Dix-sept ans plus tard, le président dépose au Parlement nigérian un projet de loi fiscale – pour l’instant peu visible par la population, mais qui pourrait à long terme modifier la réputation du Nigeria auprès des milieux financiers internationaux, si ce projet s’applique. Il est question de l’harmonisation et de la simplification des guichets fiscaux à tous les échelons, du fédéral au local, de l’utilisation des technologies numériques pour collecter les impôts, de faire passer la TVA par paliers de 10% l’an prochain à 15% en 2030. L’idée étant que les rentrées fiscales puissent peser 18% du produit intérieur brut à l’horizon 2026.
UN GOUVERNEMENT QUI MONTRE L’EXEMPLE
Ce vœu n’est pas forcément chimérique. En effet, en 2011 les impôts constituaient un cinquième de la production de richesses. La prise en compte du secteur informel depuis 2014 dans le calcul du PIB du Nigeria a fait reculer mécaniquement le poids des impôts. Puisqu’informels, donc sans existence légale, des pans entiers de l’économie ne paient pas d’impôts sur les bénéfices ni sur les revenus. C’est pourquoi en 2021 les impôts représentaient seulement 10,86% du PIB. Ainsi le chef de l’État mise sur la fiscalisation de la quatrième puissance économique africaine, et donc sur la normalisation du secteur informel.

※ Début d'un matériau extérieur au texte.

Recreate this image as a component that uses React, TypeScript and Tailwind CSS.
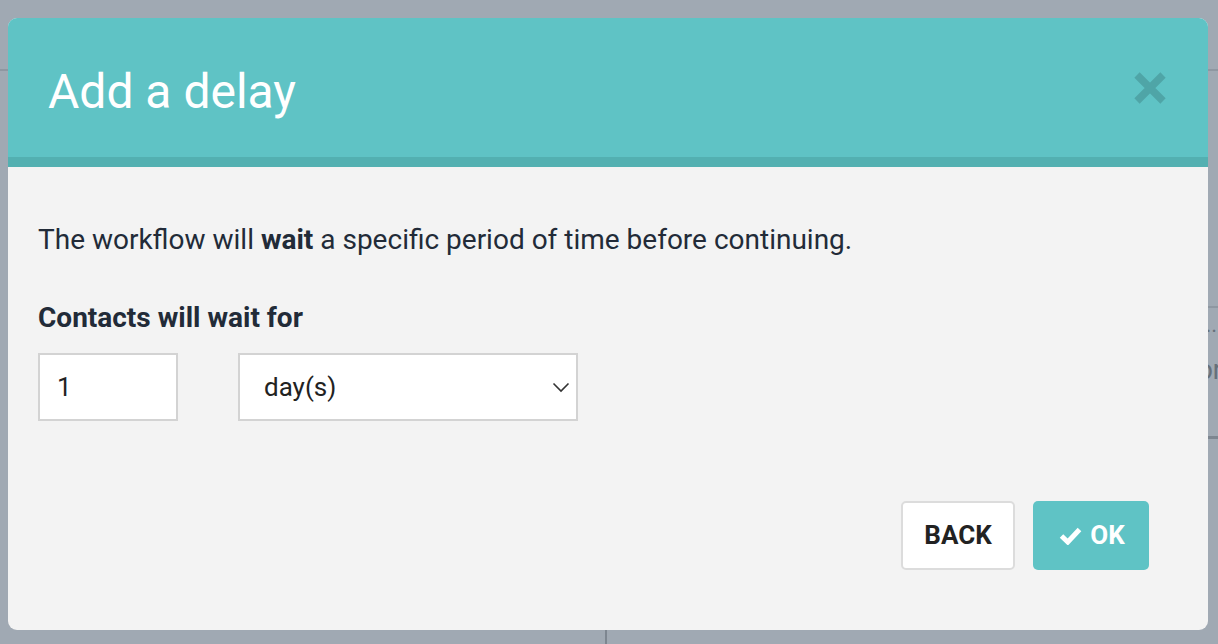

Un pari potentiellement gagnant sur le papier, tant ce secteur dynamisé par la jeunesse contribue à l’économie. Selon le FMI, le secteur informel nigérian représentait plus de la moitié (65%) du produit intérieur brut du pays en 2017. Aujourd’hui, de nombreux experts estiment que cette part représente 58,2%. Pourtant, le défi est immense: dans un pays dont le nombre d’habitants approchera les 377 millions en 2050, le président Tinubu doit absolument convertir la grogne actuelle de dizaines de millions de Nigérians, mécontents du prix du carburant, du prix de l’électricité et de l’effondrement de leur pouvoir d’achat, en adhésion pour faire repartir le pays sur des bases financières plus saines. Car comme l’indique le rapport sur les comptes budgétaires 2023 de l’auditeur général de la Fédération, le gouvernement a réalisé des recettes d’environ 6000 milliards de nairas, dépensé 19500 milliards de nairas et enregistré un déficit de 13500 billions de nairas, soit -225% des recettes totales, soit plus de trois fois ce qu’il a gagné en recettes.
En annonçant des économies dans le train de vie de l’État fédéral, avec notamment la suppression des doublons dans les administrations et agences fédérales, Bola Tinubu fait passer un message fort: la Fédération doit montrer l’exemple. Pour les femmes et les hommes politiques originaires du sud-ouest, le social-démocrate Obafemi Awolowo a longtemps été une référence: figure majeure pour l’indépendance nigériane au cours des années 1950, puis défenseur du fédéralisme, l’ancien Premier ministre de la région Ouest a porté des politiques basées sur l’État-providence, rendant notamment l’éducation et les soins gratuits. Yoruba comme lui, Tinubu fait sien l’héritage d’Awolowo. Mais c’est aussi d’une autre source de sa région qu’il s’inspire: l’homme d’affaires et politicien Moshood Abiola, vainqueur de l’élection présidentielle du 12 juin 1993, mais jamais investi et mort en prison. Ce dernier soutenait la dérégulation du marché pour sortir le Nigeria de la gestion centralisée et autocratique des juntes militaires. En accédant au poste suprême trente ans après l’échec tragique de son mentor, le président Tinubu veut laisser une trace dans l’histoire de son pays et être reconnu comme un homme d’État réformateur libéral.